Rétrospectivement, la collection s’est développée en deux temps : de 1960 à 1967 fut publiée une première version, puis avec le bouleversement des programmes consécutif à l’introduction des mathématiques modernes, dans les années 1970-1972, la nécessité de réécrire la collection est apparue ; la publication des différents volumes s’étalant de 1970 à 1988.

Initialement, en 1959, c’est l’Inspecteur d’académie de l’Yonne, monsieur Graff, par ailleurs auteur de manuels d’allemand commercial qui a sollicité monsieur Denise de la part de l’éditeur Delagrave. L’éditeur cherchait un agrégé pour prendre la succession de Dumarqué & Renaud, auteurs de manuels de mathématiques. Monsieur Denise, accaparé par la préparation des normaliens au baccalauréat déclina l’offre dans un premier temps avant de l’accepter l’année suivante. Pour s’informer des contenus il se tourna vers Odette Rosier qui cosigna les deux premiers ouvrages. Mademoiselle Rosier dirigeait un CP-CE1 [CP : cours préparatoire ; CE : cours élémentaire] à l’école annexe de l’école normale. Forte de ses méthodes bien rôdées, elle était très directive.

Jeannette [Denise], associée à l’entreprise dès le début (même si elle n’apparaît que plus tard comme auteur à part entière) se tourna vers mademoiselle Courtis pour s’initier et parfaire ses connaissances de pédagogie de l’école élémentaire. Les instituteurs avaient des idées très arrêtées sur la manière de mener leur classe et il fut difficile de les convaincre de laisser leur classe aux professeurs qui souhaitaient se confronter à la direction de jeunes élèves. L’appui du directeur de l’école normale, monsieur Paumier, spécialiste de sciences naturelles, fut déterminant. Le contact établi avec les maîtres de l’école annexe, la suite alla de soi, certains instituteurs firent passer leurs compétences, par exemple monsieur Chatey dans sa classe de CE1-CE2, et permirent aux auteurs de parfaire leur métier.

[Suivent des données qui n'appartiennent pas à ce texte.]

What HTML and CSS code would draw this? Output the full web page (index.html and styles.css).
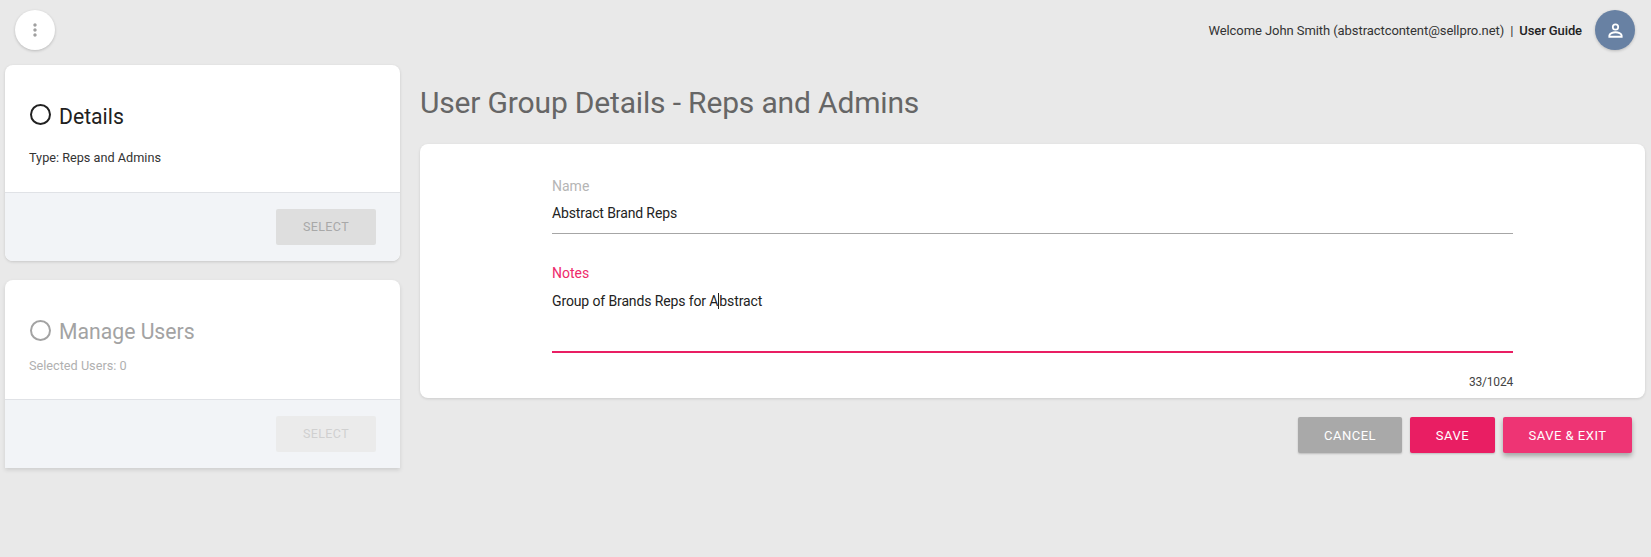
FILE: index.html
```html
<!DOCTYPE html>
<html lang="en">
<head>
<meta charset="utf-8">
<title>User Group Details</title>
<link rel="stylesheet" href="styles.css">
</head>
<body>
<header class="topbar">
  <button class="round-btn menu-btn" aria-label="Menu">
    <svg width="20" height="20" viewBox="0 0 24 24"><path fill="#a0a0a0" d="M12 8c1.1 0 2-.9 2-2s-.9-2-2-2-2 .9-2 2 .9 2 2 2zm0 2c-1.1 0-2 .9-2 2s.9 2 2 2 2-.9 2-2-.9-2-2-2zm0 6c-1.1 0-2 .9-2 2s.9 2 2 2 2-.9 2-2-.9-2-2-2z"/></svg>
  </button>
  <div class="user-area">
    <span class="welcome">Welcome John Smith (abstractcontent@sellpro.net)</span>
    <span class="sep">|</span>
    <a class="guide">User Guide</a>
    <button class="round-btn avatar-btn" aria-label="Account">
      <svg width="21" height="21" viewBox="0 0 24 24"><circle cx="12" cy="8" r="3.1" fill="none" stroke="#fff" stroke-width="2"/><path fill="none" stroke="#fff" stroke-width="2.2" d="M5 19.2v-1.6c0-2 4-3.6 7-3.6s7 1.6 7 3.6v1.6z"/></svg>
    </button>
  </div>
</header>
<div class="layout">
  <aside class="sidebar">
    <section class="step">
      <div class="step-body">
        <h2 class="step-title"><span class="ring"></span>Details</h2>
        <p class="step-info">Type: Reps and Admins</p>
      </div>
      <div class="step-foot"><button class="select-btn">SELECT</button></div>
    </section>
    <section class="step step-disabled">
      <div class="step-body">
        <h2 class="step-title"><span class="ring"></span>Manage Users</h2>
        <p class="step-info">Selected Users: 0</p>
      </div>
      <div class="step-foot"><button class="select-btn">SELECT</button></div>
    </section>
  </aside>
  <main class="content">
    <h1 class="page-title">User Group Details - Reps and Admins</h1>
    <div class="form-card">
      <div class="field field-name">
        <div class="label">Name</div>
        <div class="value">Abstract Brand Reps</div>
      </div>
      <div class="field field-notes">
        <div class="label label-active">Notes</div>
        <div class="value value-notes">Group of Brands Reps for A<span class="caret"></span>bstract</div>
      </div>
      <div class="counter">33/1024</div>
    </div>
    <div class="actions">
      <button class="action action-cancel">CANCEL</button>
      <button class="action action-save">SAVE</button>
      <button class="action action-exit">SAVE &amp; EXIT</button>
    </div>
  </main>
</div>
</body>
</html>
```
FILE: styles.css
```css
* { box-sizing: border-box; }
html, body { margin: 0; height: 100%; }
body {
  background: #e9e9e9;
  font-family: Roboto, "Liberation Sans", sans-serif;
  color: #212121;
  overflow: hidden;
}
button { font-family: inherit; border: 0; padding: 0; }

.topbar {
  display: flex;
  justify-content: space-between;
  align-items: center;
  height: 60px;
  padding: 0 16px 0 15px;
}
.round-btn {
  width: 40px;
  height: 40px;
  border-radius: 50%;
  display: flex;
  align-items: center;
  justify-content: center;
  box-shadow: 0 1px 3px rgba(0,0,0,.2);
}
.menu-btn { background: #fff; }
.avatar-btn { background: #6881a3; margin-left: 13px; }
.user-area { display: flex; align-items: center; font-size: 13px; color: #333; }
.welcome { letter-spacing: -0.07px; }
.sep { margin: 0 6px; }
.guide { font-weight: 500; color: #222; letter-spacing: -0.1px; }

.layout { display: flex; align-items: flex-start; padding: 5px 6px 0 5px; }
.sidebar { width: 395px; display: flex; flex-direction: column; gap: 19px; flex: none; }
.step {
  background: #fff;
  border-radius: 8px;
  box-shadow: 0 1px 3px rgba(0,0,0,.15);
  overflow: hidden;
}
.step-body { padding: 40px 24px 0; height: 128px; border-bottom: 1px solid #e0e2e6; }
.step-disabled { border-radius: 8px 8px 0 0; box-shadow: 0 2px 4px rgba(0,0,0,.12); }
.step-disabled .step-body { height: 120px; padding-top: 40px; }
.step-title {
  display: flex;
  align-items: center;
  margin: 0;
  font-size: 21.2px;
  font-weight: 400;
  line-height: 24px;
  color: #212121;
}
.ring {
  width: 21px;
  height: 21px;
  border: 2px solid #212121;
  border-radius: 50%;
  margin: -6px 8px 0 1px;
  flex: none;
}
.step-info { margin: 21px 0 0; font-size: 12.7px; line-height: 16px; color: #333; }
.step-disabled .step-info { margin-top: 14px; color: #b0b0b0; }
.step-disabled .step-title { color: #a3a3a3; }
.step-disabled .ring { border-color: #a3a3a3; margin-top: -4px; }
.step-foot {
  background: #f2f4f7;
  height: 68px;
  display: flex;
  justify-content: flex-end;
  padding: 16px 24px 0 0;
}
.select-btn {
  width: 100px;
  height: 36px;
  padding-bottom: 2px;
  border-radius: 2px;
  background: #dedede;
  color: #a8a8a8;
  font-size: 12.5px;
  letter-spacing: .4px;
}
.step-disabled .select-btn { background: #ebebeb; color: #d0d0d0; }

.content { flex: 1; margin-left: 20px; }
.page-title {
  margin: 0;
  height: 79px;
  padding-top: 20px;
  font-size: 30px;
  line-height: 36px;
  font-weight: 400;
  letter-spacing: -0.17px;
  color: #666;
}
.form-card {
  position: relative;
  background: #fff;
  border-radius: 8px;
  height: 254px;
  padding: 34px 132px 0;
  box-shadow: 0 1px 3px rgba(0,0,0,.12);
}
.label { font-size: 14px; line-height: 16px; color: #b5b5b5; }
.label-active { color: #ee2a6b; }
.value { font-size: 14px; line-height: 18px; color: #222; letter-spacing: -0.12px; }
.field-name { height: 56px; border-bottom: 1px solid #a6a6a6; }
.field-name .value { margin-top: 10px; }
.field-notes { margin-top: 31px; height: 88px; border-bottom: 2px solid #e91e63; }
.value-notes { margin-top: 11px; }
.caret {
  display: inline-block;
  width: 1px;
  height: 16px;
  background: #222;
  vertical-align: -3px;
}
.counter {
  margin-top: 21px;
  text-align: right;
  font-size: 12px;
  line-height: 16px;
  letter-spacing: -0.2px;
  color: #444;
}
.actions { display: flex; justify-content: flex-end; gap: 8px; margin: 19px 13px 0 0; }
.action {
  height: 36px;
  border-radius: 2px;
  color: #fff;
  font-size: 13px;
  letter-spacing: .5px;
  box-shadow: 0 1px 2px rgba(0,0,0,.2);
}
.action-cancel { width: 104px; background: #a9a9a9; }
.action-save { width: 85px; background: #e91e63; }
.action-exit { width: 129px; background: #ee3474; box-shadow: 0 3px 5px rgba(0,0,0,.3); }
```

2/Constitution de l’équipe : Plusieurs co-auteurs signent les différents ouvrages. Comment se sont-ils intégrés ? Comment se fait la répartition des rôles au sein de l’équipe d’auteurs ? Y a-t-il eu des échecs ? (co-auteurs pressentis qui se sont désistés ?) Comment l’équipe de rédaction a-t-elle évolué ?

La première collection

Le premier manuel mis en chantier fut le manuel de CE1 (le CP ne viendra que tardivement ; à l’époque, il n’était pas d’usage de mettre un livre de calcul entre les mains des enfants du CP). Odette Rosier apporta son cours, qu’Henri Denise transposa sans profondes modifications, arrondissant ce qui lui apparaissait trop abrupt et portant l’accent sur la numération et le calcul mental. Les droits sur les ventes étaient partagés par moitié entre les deux signataires.

Pour le CE2 qui suivit, Odette Rosier n’avait plus l’expertise que donnent des années de pratique et Henri Denise en devient l’auteur principal poursuivant dans la ligne définie lors de la rédaction du CE1. Par choix, il axe les exercices sur des exemples concrets et s’adresse à un élève moyen sans viser l’élitisme ; ce qui lui fait dire : « à Auxerre on passait pour des farfelus et à Paris pour des demeurés. ».

Pour écrire le CM1 [CM : cours moyen] monsieur Denise s’est tout naturellement appuyé sur les compétences de madame Thévenon, directrice de l’école annexe ; à cette équipe fut adjoint, au CM2, monsieur Joly. Cet instituteur fut le premier conseiller pédagogique du département de l’Yonne, il fut plus particulièrement sollicité pour rédiger les énoncés un peu plus longs que réclamaient les problèmes destinés au CM2.

La sortie en 1967 du manuel de calcul, on ne parlait pas encore de mathématique à l’école élémentaire, marque la fin de la première collection.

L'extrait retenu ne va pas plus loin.